Here’s what else you need to know:
How do I register to vote?
You can register online, by mail or in person. Access the state’s voter registration portal to register online. You’ll need information found on your state-issued driver’s license and the last four digits of your Social Security number. If you don't have that information you can download a voter registration form, fill it out and either mail or deliver it to your county’s board of elections. You’ll need to include a copy of a valid photo ID, a utility statement or a paycheck with your registration application.
You can also call 800-FOR-VOTE and request that a voter application be mailed to you. Registration forms must be postmarked by Oct. 9 and received by your county’s board of elections no later than Oct. 14 to vote in the November general election.
Use the state’s voter information portal to check whether you’re already registered or to update your registration information.
How can I get an absentee ballot? Are there important deadlines?
Absentee ballots in New York have traditionally been available to voters who are out of town on Election Day, have an illness or disability that prevents them from voting in person, are primary caregivers who cannot vote in person, are residents of a Veterans Health Administration hospital or are detained in jail but are otherwise eligible to vote.
But the state introduced no-excuse absentee voting for its June primary, mailing absentee ballots applications to all registered voters. And for November's general election, New York will allow all voters who are worried about catching or spreading COVID-19 to cast an absentee ballot.
Absentee ballot applications can be picked up at your county’s board of elections or you can download and print an application from the governor’s website.

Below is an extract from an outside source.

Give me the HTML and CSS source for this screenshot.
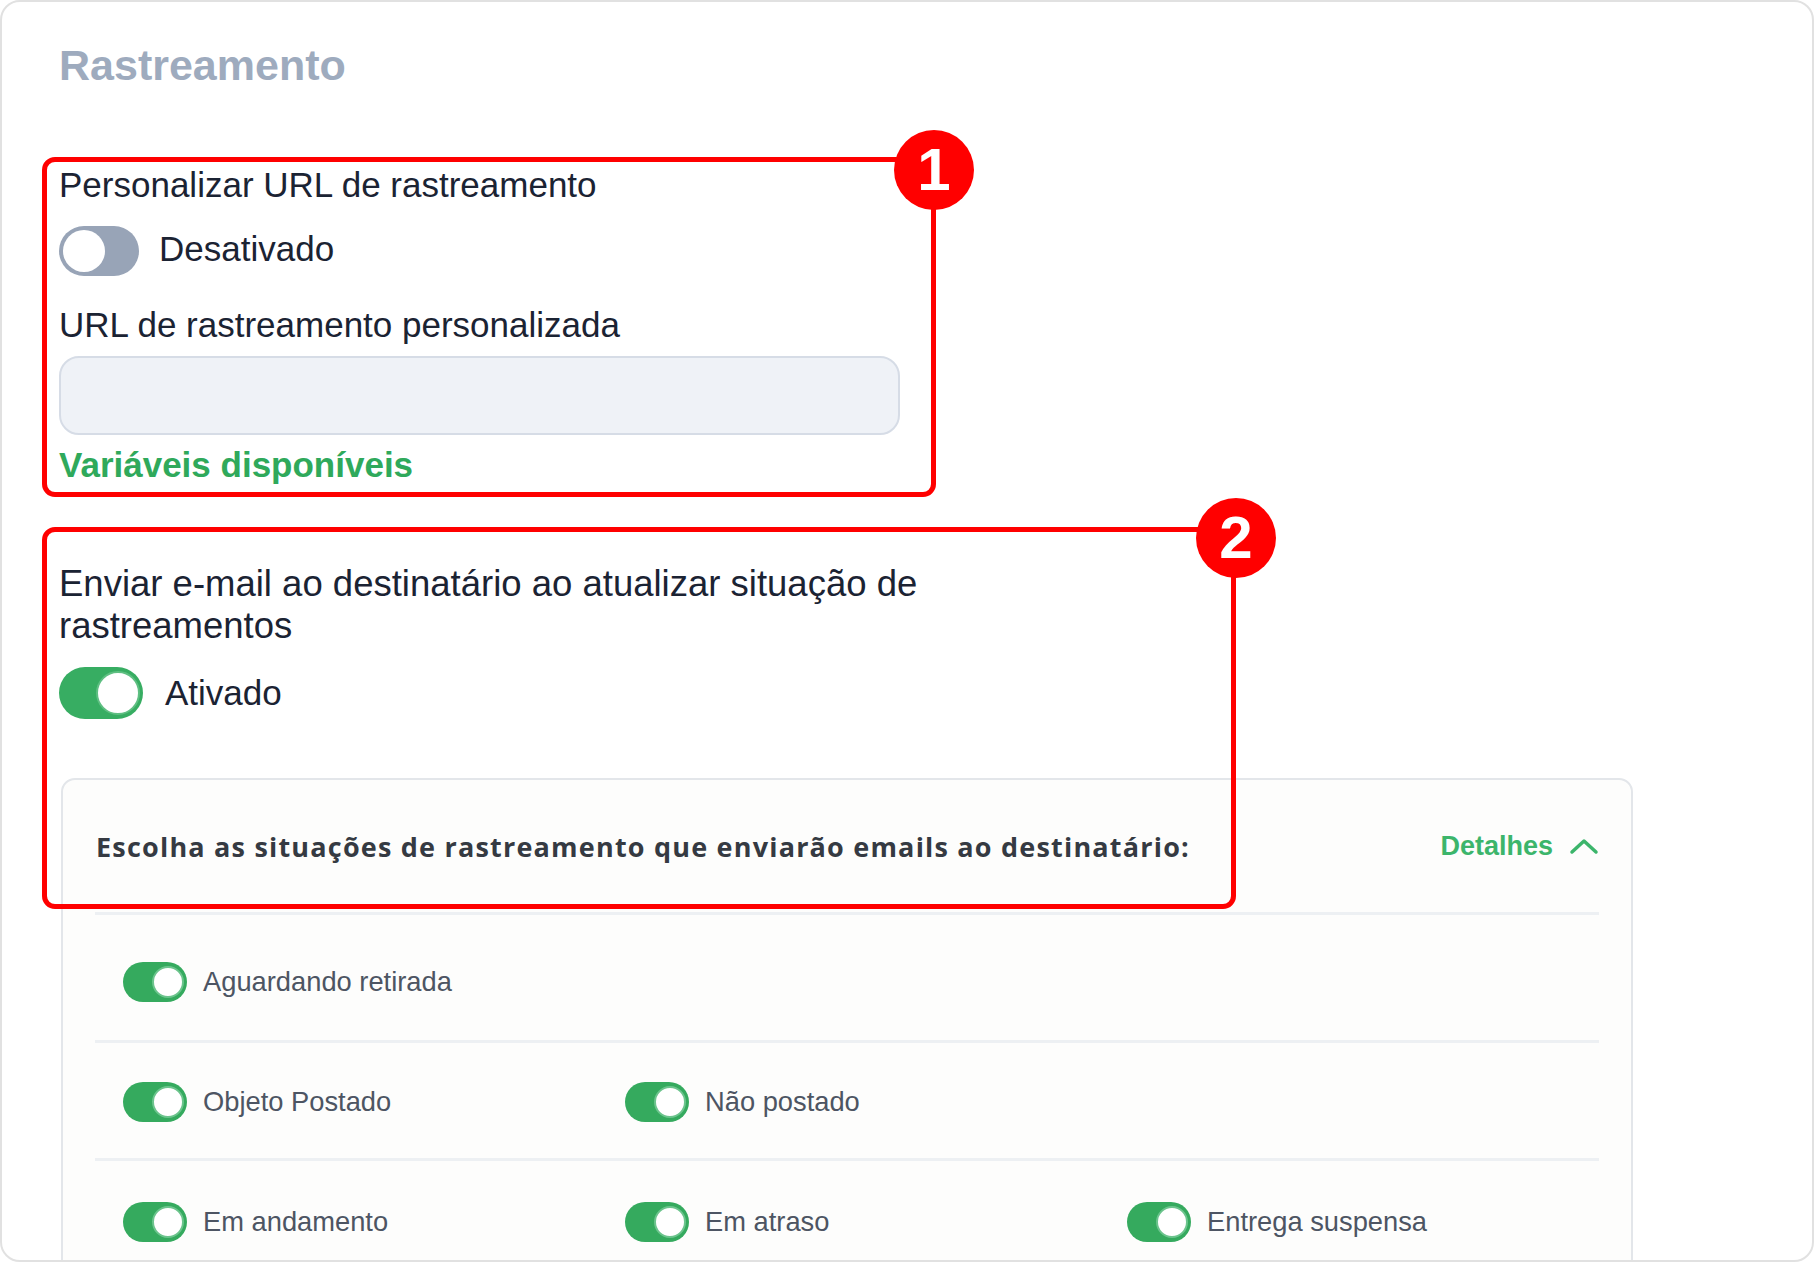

If you decide to return your application to the board of elections by mail, your paperwork must be postmarked by Oct. 27. If you decide to fill out an application in person, you must do so by Nov. 2. You can also request an absentee ballot online.
Your actual ballot must be postmarked by Election Day, Nov. 3, and received by election officials no later than Nov. 10. You can also drop your ballot off with your local board of elections on Election Day.

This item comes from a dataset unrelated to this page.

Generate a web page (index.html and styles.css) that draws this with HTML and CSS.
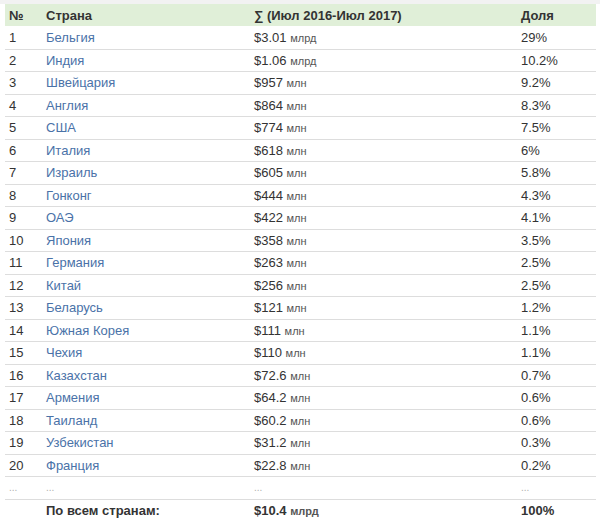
FILE: index.html
```html
<!DOCTYPE html>
<html lang="ru">
<head>
<meta charset="utf-8">
<title>Страны</title>
<link rel="stylesheet" href="styles.css">
</head>
<body>
<div class="topstrip"></div>
<table class="tbl">
<colgroup><col class="c1"><col class="c2"><col class="c3"><col class="c4"></colgroup>
<thead>
<tr><th>№</th><th>Страна</th><th>∑ (Июл 2016-Июл 2017)</th><th>Доля</th></tr>
</thead>
<tbody>
<tr><td>1</td><td><a href="#">Бельгия</a></td><td>$3.01 <span class="u">млрд</span></td><td>29%</td></tr>
<tr><td>2</td><td><a href="#">Индия</a></td><td>$1.06 <span class="u">млрд</span></td><td>10.2%</td></tr>
<tr><td>3</td><td><a href="#">Швейцария</a></td><td>$957 <span class="u">млн</span></td><td>9.2%</td></tr>
<tr><td>4</td><td><a href="#">Англия</a></td><td>$864 <span class="u">млн</span></td><td>8.3%</td></tr>
<tr><td>5</td><td><a href="#">США</a></td><td>$774 <span class="u">млн</span></td><td>7.5%</td></tr>
<tr><td>6</td><td><a href="#">Италия</a></td><td>$618 <span class="u">млн</span></td><td>6%</td></tr>
<tr><td>7</td><td><a href="#">Израиль</a></td><td>$605 <span class="u">млн</span></td><td>5.8%</td></tr>
<tr><td>8</td><td><a href="#">Гонконг</a></td><td>$444 <span class="u">млн</span></td><td>4.3%</td></tr>
<tr><td>9</td><td><a href="#">ОАЭ</a></td><td>$422 <span class="u">млн</span></td><td>4.1%</td></tr>
<tr><td>10</td><td><a href="#">Япония</a></td><td>$358 <span class="u">млн</span></td><td>3.5%</td></tr>
<tr><td>11</td><td><a href="#">Германия</a></td><td>$263 <span class="u">млн</span></td><td>2.5%</td></tr>
<tr><td>12</td><td><a href="#">Китай</a></td><td>$256 <span class="u">млн</span></td><td>2.5%</td></tr>
<tr><td>13</td><td><a href="#">Беларусь</a></td><td>$121 <span class="u">млн</span></td><td>1.2%</td></tr>
<tr><td>14</td><td><a href="#">Южная Корея</a></td><td>$111 <span class="u">млн</span></td><td>1.1%</td></tr>
<tr><td>15</td><td><a href="#">Чехия</a></td><td>$110 <span class="u">млн</span></td><td>1.1%</td></tr>
<tr><td>16</td><td><a href="#">Казахстан</a></td><td>$72.6 <span class="u">млн</span></td><td>0.7%</td></tr>
<tr><td>17</td><td><a href="#">Армения</a></td><td>$64.2 <span class="u">млн</span></td><td>0.6%</td></tr>
<tr><td>18</td><td><a href="#">Таиланд</a></td><td>$60.2 <span class="u">млн</span></td><td>0.6%</td></tr>
<tr><td>19</td><td><a href="#">Узбекистан</a></td><td>$31.2 <span class="u">млн</span></td><td>0.3%</td></tr>
<tr><td>20</td><td><a href="#">Франция</a></td><td>$22.8 <span class="u">млн</span></td><td>0.2%</td></tr>
<tr class="dots"><td>...</td><td>...</td><td>...</td><td>...</td></tr>
<tr class="total"><td></td><td>По всем странам:</td><td>$10.4 <span class="u">млрд</span></td><td>100%</td></tr>
</tbody>
</table>
</body>
</html>
```
FILE: styles.css
```css
html, body {
  margin: 0;
  padding: 0;
  background: #ffffff;
}
body {
  font-family: "Liberation Sans", Arial, sans-serif;
  font-size: 13px;
  color: #333333;
}
.topstrip {
  height: 4px;
  background: #f2f2f2;
}
.tbl {
  margin-left: 5px;
  width: 591px;
  border-collapse: collapse;
  table-layout: fixed;
}
.c1 { width: 37px; }
.c2 { width: 208px; }
.c3 { width: 267px; }
.c4 { width: 79px; }
.tbl th {
  background: #e0efd8;
  text-align: left;
  font-weight: bold;
  height: 22px;
  padding: 0 4px;
  color: #333333;
}
.tbl td {
  height: 21.5px;
  padding: 0 4px;
  border-top: 1px solid #dddddd;
  white-space: nowrap;
}
.tbl tbody tr:first-child td {
  border-top: none;
  height: 22.5px;
}
.tbl a {
  color: #4a72a8;
  text-decoration: none;
}
.u {
  font-size: 11px;
  color: #555555;
}
.dots td {
  color: #b0b0b0;
  font-size: 10px;
  border-bottom: 1px solid #dddddd;
}
.total td {
  font-weight: bold;
  border-top: none;
}
```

When is Election Day? When are polls open?
Tuesday, Nov. 3. Polls are open from 6 a.m. to 9 p.m.
Can I vote in person before Election Day?
Yes, you can cast your ballot early, from Oct. 24 through Nov. 1. Polling sites and hours are determined locally — consult your county board of elections.

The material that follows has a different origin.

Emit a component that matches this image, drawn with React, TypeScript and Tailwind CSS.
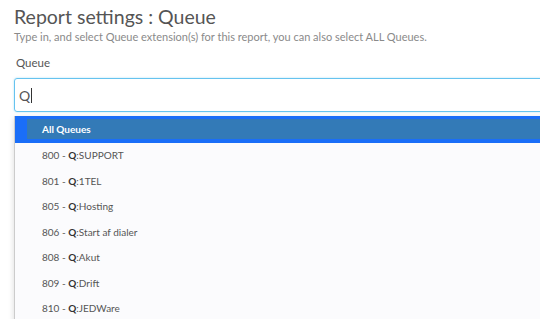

What form of identification do I need to vote?
New Yorkers are not required to present identification at the polls.
How do I know my absentee ballot is secure?
The county board of elections verifies voter enrollment and basic information before issuing a ballot. Envelopes are signed by the voter, and the signature can be compared with the one on file for authenticity. If someone has attempted to vote using your name on an absentee ballot and you show up to a polling location on Election Day, any absentee ballot returned by mail in your name will be discarded.
What is being done to make polling places safe from coronavirus?
Masks are required for all workers and voters. Election workers will also be provided personal protective equipment, and everyone at polling locations will be asked to social distance. Hand sanitizer will also be available. In April, Gov. Cuomo ordered all New Yorkers over age 2 to wear face coverings in public when social distancing is impossible.
Will I be able to vote in the same place as I always have?
Not necessarily. During the June primary, some polling places were moved away from senior centers and nursing homes because of the pandemic. Similar moves are expected in November. Check the state’s voter information portal for your polling place.
What are the key races in my state?
- U.S. President
- U.S. House: All 27 seats
- State Senate: All 63 seats
- State Assembly: All 150 seats
This story was updated on Nov. 2 with more information about voting in person. Voting rules and procedures may change before Election Day. We’ll update this story if they do, so bookmark this page and check back.
AARP is urging older Americans to ask the candidates five key questions:
- Just over half of all older Social Security beneficiaries rely on the program for at least 50 percent of their income. If elected, how will you ensure that current and future Social Security benefits are not cut as part of deficit reduction?
- Half of the people with traditional Medicare spend at least a sixth of their income on health care. If elected, how will you protect Medicare from benefit cuts, as well as lower health care costs and ensure seniors continue receiving the affordable health care they have earned?
- Unemployment during the coronavirus crisis reached the highest levels since the Great Depression, and older Americans have been affected disproportionately. If elected, how will you help Americans over the age of 50 recover economically from the effects of the coronavirus?
- Americans pay the highest prescription drug prices in the world. If elected, how will you cut prescription drug prices for all Americans?
- COVID-19 has caused death and suffering for too many older Americans who require long-term care. If elected, how will you make sure seniors can access safe and affordable long-term care at home, as well as in facilities like nursing homes and assisted living?